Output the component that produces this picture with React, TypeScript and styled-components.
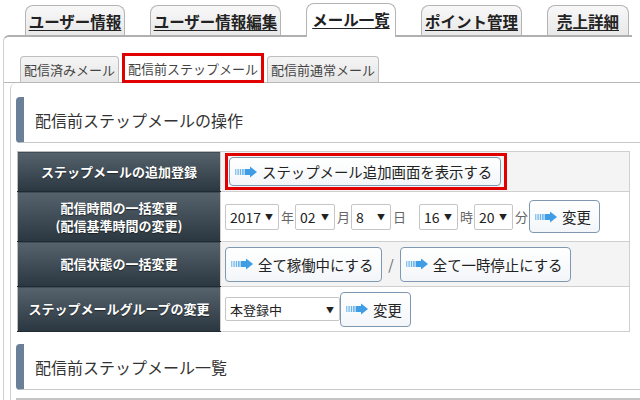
import React from "react";
import styled, { createGlobalStyle } from "styled-components";

const GlobalStyle = createGlobalStyle`
  html, body {
    margin: 0;
    padding: 0;
    background: #fff;
    overflow: hidden;
  }
  body {
    font-family: "Noto Sans CJK JP", "Noto Sans", sans-serif;
    color: #333;
  }
`;

const mainTabs: { id: number; label: string; width: number; active?: boolean }[] = [
  { id: 1, label: "ユーザー情報", width: 100 },
  { id: 2, label: "ユーザー情報編集", width: 131 },
  { id: 3, label: "メール一覧", width: 90, active: true },
  { id: 4, label: "ポイント管理", width: 101 },
  { id: 5, label: "売上詳細", width: 82 },
];

const subTabs: { id: number; label: string; active?: boolean }[] = [
  { id: 1, label: "配信済みメール" },
  { id: 2, label: "配信前ステップメール", active: true },
  { id: 3, label: "配信前通常メール" },
];

const ArrowIcon = () => (
  <svg width="24" height="12" viewBox="0 0 24 12">
    <rect x="0" y="3" width="1.4" height="6" fill="#8fc6ef" />
    <rect x="2.4" y="3" width="1.4" height="6" fill="#7bbcec" />
    <rect x="4.8" y="3" width="1.4" height="6" fill="#66b2ea" />
    <rect x="7.2" y="3" width="1.4" height="6" fill="#52a8e8" />
    <rect x="9.6" y="3" width="5.4" height="6" fill="#3e9de4" />
    <polygon points="15,0.5 22,6 15,11.5" fill="#3e9de4" />
  </svg>
);

const Page = styled.div`
  width: 660px;
  padding-top: 3px;
`;

const TabBar = styled.div`
  display: flex;
  align-items: flex-end;
  gap: 25px;
  height: 32px;
  width: 628px;
  margin-left: 3px;
  padding-left: 22px;
  box-sizing: border-box;
  position: relative;
  z-index: 1;
`;

const Tab = styled.div<{ $active?: boolean; $w: number }>`
  width: ${(p) => p.$w}px;
  height: ${(p) => (p.$active ? 34 : 30)}px;
  margin-bottom: ${(p) => (p.$active ? -2 : 0)}px;
  box-sizing: border-box;
  display: flex;
  align-items: center;
  justify-content: center;
  padding-bottom: ${(p) => (p.$active ? 3 : 0)}px;
  border: 1px solid #b4b4b4;
  border-bottom: none;
  border-radius: 8px 8px 0 0;
  background: ${(p) => (p.$active ? "#fff" : "linear-gradient(#f8f8f8, #e8e8e8)")};
  font-size: 15.5px;
  font-weight: bold;
  color: #222;
  text-decoration: underline;
  text-underline-offset: 2px;
  white-space: nowrap;
`;

const Outer = styled.div`
  margin-left: 3px;
  width: 628px;
  border-top: 2px solid #b0b0b0;
  border-left: 1px solid #cfcfcf;
  border-top-left-radius: 6px;
  padding-top: 16px;
`;

const SubTabBar = styled.div`
  display: flex;
  align-items: flex-end;
  gap: 3px;
  width: 660px;
  padding-left: 16px;
  box-sizing: border-box;
  border-bottom: 1px solid #b8b8b8;
`;

const SubTab = styled.div<{ $active?: boolean }>`
  height: ${(p) => (p.$active ? 30 : 26)}px;
  box-sizing: border-box;
  display: flex;
  align-items: center;
  padding: 0 ${(p) => (p.$active ? 3 : 3)}px;
  margin-bottom: ${(p) => (p.$active ? -1 : 0)}px;
  background: ${(p) => (p.$active ? "#fff" : "linear-gradient(#f5f5f5, #e6e6e6)")};
  border: ${(p) => (p.$active ? "3px solid #e00000" : "1px solid #bdbdbd")};
  border-bottom: ${(p) => (p.$active ? "3px solid #e00000" : "none")};
  border-radius: ${(p) => (p.$active ? "0" : "4px 4px 0 0")};
  font-size: 13px;
  color: #444;
  white-space: nowrap;
`;

const Inner = styled.div`
  margin-left: 6px;
  width: 650px;
  border-left: 1px solid #d0d0d0;
  border-top-left-radius: 6px;
  padding: 14px 0 0 5px;
`;

const Heading = styled.h2<{ $top?: number }>`
  margin: ${(p) => p.$top ?? 0}px 0 0 0;
  height: 46px;
  box-sizing: border-box;
  display: flex;
  align-items: center;
  padding-left: 11px;
  border-left: 8px solid #6a7f98;
  border-bottom: 1px solid #c8c8c8;
  border-radius: 4px 0 0 4px;
  font-size: 16px;
  font-weight: normal;
  color: #333;
`;

const OpTable = styled.table`
  margin: 8px 0 0 1px;
  width: 613px;
  border-collapse: collapse;
  border: 1px solid #bcbcbc;
`;

const Row = styled.tr<{ $h: number; $shade?: boolean }>`
  height: ${(p) => p.$h}px;
  background: ${(p) => (p.$shade ? "#f4f4f4" : "#fff")};
`;

const HeadCell = styled.th`
  width: 202px;
  padding: 0;
  background: linear-gradient(#56626c, #2b3740);
  border-bottom: 1px solid #1f2a31;
  color: #fff;
  font-size: 13px;
  font-weight: bold;
  line-height: 18px;
  text-shadow: 0 1px 1px rgba(0, 0, 0, 0.5);
  text-align: center;
`;

const Cell = styled.td`
  padding: 0 0 0 4px;
  border: 1px solid #cfcfcf;
  font-size: 13px;
  color: #555;
`;

const CellRow = styled.div`
  display: flex;
  align-items: center;
`;

const Highlight = styled.span`
  display: inline-flex;
  border: 3px solid #e00000;
  padding: 1px 3px 1px 1px;
`;

const Button = styled.button<{ $h?: number }>`
  display: inline-flex;
  align-items: center;
  gap: 3px;
  height: ${(p) => p.$h ?? 35}px;
  padding: 0 8px 0 5px;
  background: linear-gradient(#ffffff, #f3f6f9);
  border: 1px solid #7f98b2;
  border-radius: 4px;
  font-family: inherit;
  font-size: 14.4px;
  color: #222;
  white-space: nowrap;
  cursor: pointer;
`;

const SelectBox = styled.span<{ $w: number; $h?: number; $small?: boolean }>`
  display: inline-flex;
  align-items: center;
  justify-content: space-between;
  width: ${(p) => p.$w}px;
  height: ${(p) => p.$h ?? 26}px;
  box-sizing: border-box;
  padding: 0 5px 0 4px;
  background: #fff;
  border: 1px solid #c6c6c6;
  border-radius: 2px;
  font-size: ${(p) => (p.$small ? 13 : 14)}px;
  color: #222;

  &::after {
    content: "▼";
    font-size: 8px;
    color: #222;
  }
`;

const Unit = styled.span<{ $gap?: number }>`
  font-size: 13px;
  color: #666;
  padding: 0 ${(p) => p.$gap ?? 1}px 0 2px;
`;

const Slash = styled.span`
  padding: 0 6px;
  font-size: 14px;
  color: #666;
`;

const NextTableTop = styled.div`
  margin-top: 8px;
  border-top: 2px solid #c4c4c4;
`;

const App = () => {
  return (
    <>
      <GlobalStyle />
      <Page>
        <TabBar>
          {mainTabs.map(({ id, label, width, active }) => (
            <Tab key={id} $w={width} $active={active}>
              {label}
            </Tab>
          ))}
        </TabBar>
        <Outer>
          <SubTabBar>
            {subTabs.map(({ id, label, active }) => (
              <SubTab key={id} $active={active}>
                {label}
              </SubTab>
            ))}
          </SubTabBar>
          <Inner>
            <Heading>配信前ステップメールの操作</Heading>
            <OpTable>
              <tbody>
                <Row $h={40} $shade>
                  <HeadCell>ステップメールの追加登録</HeadCell>
                  <Cell>
                    <Highlight>
                      <Button $h={29}>
                        <ArrowIcon />
                        ステップメール追加画面を表示する
                      </Button>
                    </Highlight>
                  </Cell>
                </Row>
                <Row $h={50}>
                  <HeadCell>
                    配信時間の一括変更
                    <br />
                    (配信基準時間の変更)
                  </HeadCell>
                  <Cell>
                    <CellRow>
                      <SelectBox $w={54}>2017</SelectBox>
                      <Unit>年</Unit>
                      <SelectBox $w={40}>02</SelectBox>
                      <Unit>月</Unit>
                      <SelectBox $w={40}>8</SelectBox>
                      <Unit $gap={13}>日</Unit>
                      <SelectBox $w={39}>16</SelectBox>
                      <Unit>時</Unit>
                      <SelectBox $w={39}>20</SelectBox>
                      <Unit>分</Unit>
                      <Button $h={33}>
                        <ArrowIcon />
                        変更
                      </Button>
                    </CellRow>
                  </Cell>
                </Row>
                <Row $h={45} $shade>
                  <HeadCell>配信状態の一括変更</HeadCell>
                  <Cell>
                    <CellRow>
                      <Button>
                        <ArrowIcon />
                        全て稼働中にする
                      </Button>
                      <Slash>/</Slash>
                      <Button>
                        <ArrowIcon />
                        全て一時停止にする
                      </Button>
                    </CellRow>
                  </Cell>
                </Row>
                <Row $h={45}>
                  <HeadCell>ステップメールグループの変更</HeadCell>
                  <Cell>
                    <CellRow>
                      <SelectBox $w={115} $h={24} $small>
                        本登録中
                      </SelectBox>
                      <Button>
                        <ArrowIcon />
                        変更
                      </Button>
                    </CellRow>
                  </Cell>
                </Row>
              </tbody>
            </OpTable>
            <Heading $top={12}>配信前ステップメール一覧</Heading>
            <NextTableTop />
          </Inner>
        </Outer>
      </Page>
    </>
  );
};

export default App;
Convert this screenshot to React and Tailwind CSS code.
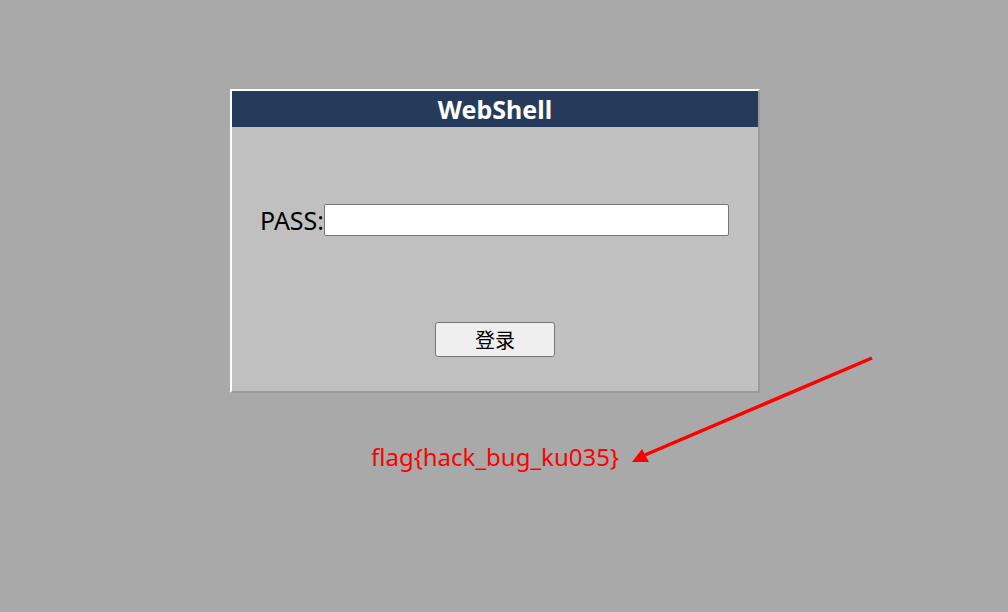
import React from 'react';

const Arrow = () => (
    <svg className="absolute left-0 top-0 pointer-events-none" width="1008" height="612">
        <line x1="872" y1="358" x2="645" y2="455" stroke="#ff0000" strokeWidth="3.5" />
        <polygon points="632,462 642,449 649,462" fill="#ff0000" />
    </svg>
);

const App = () => {
    return (
        <div className="relative w-[1008px] h-[612px] bg-[#a9a9a9] overflow-hidden" style={{ fontFamily: '"Noto Sans", "Open Sans", "Noto Sans CJK SC", sans-serif' }}>
            <div className="pt-[89px] pl-[230px]">
                <div className="w-[530px] h-[304px] border-2 border-t-white border-l-white border-r-[#9a9a9a] border-b-[#9a9a9a] bg-[#c0c0c0] flex flex-col">
                    <div className="h-[36px] bg-[#263b5c] text-white text-[25px] font-bold flex items-center justify-center leading-none">
                        WebShell
                    </div>
                    <div className="flex items-center pl-[28px] mt-[77px] h-[32px]">
                        <span className="text-[25px] text-black leading-none">PASS:</span>
                        <input
                            type="password"
                            className="w-[405px] h-[32px] bg-white border border-[#767676] rounded-[2px] outline-none"
                        />
                    </div>
                    <div className="flex justify-center mt-[86px]">
                        <button
                            className="w-[120px] h-[35px] bg-[#efefef] border border-[#767676] rounded-[3px] text-[20px] text-black leading-none"
                            style={{ fontFamily: '"Noto Sans CJK SC", sans-serif' }}
                        >
                            登录
                        </button>
                    </div>
                </div>
                <div className="w-[530px] text-center mt-[52px] text-[24px] text-[#ff0000] leading-none">
                    flag{'{'}hack_bug_ku035{'}'}
                </div>
            </div>
            <Arrow />
        </div>
    );
};

export default App;
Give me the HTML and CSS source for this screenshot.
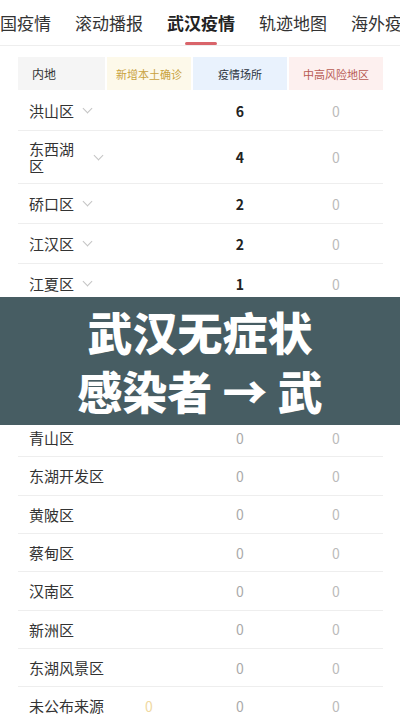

————

Pick out the lines containing the word "React" and show them.

Output the component that produces this picture with React, TypeScript and styled-components.
import React from "react";
Convert this screenshot to React and Tailwind CSS code.
import React from 'react';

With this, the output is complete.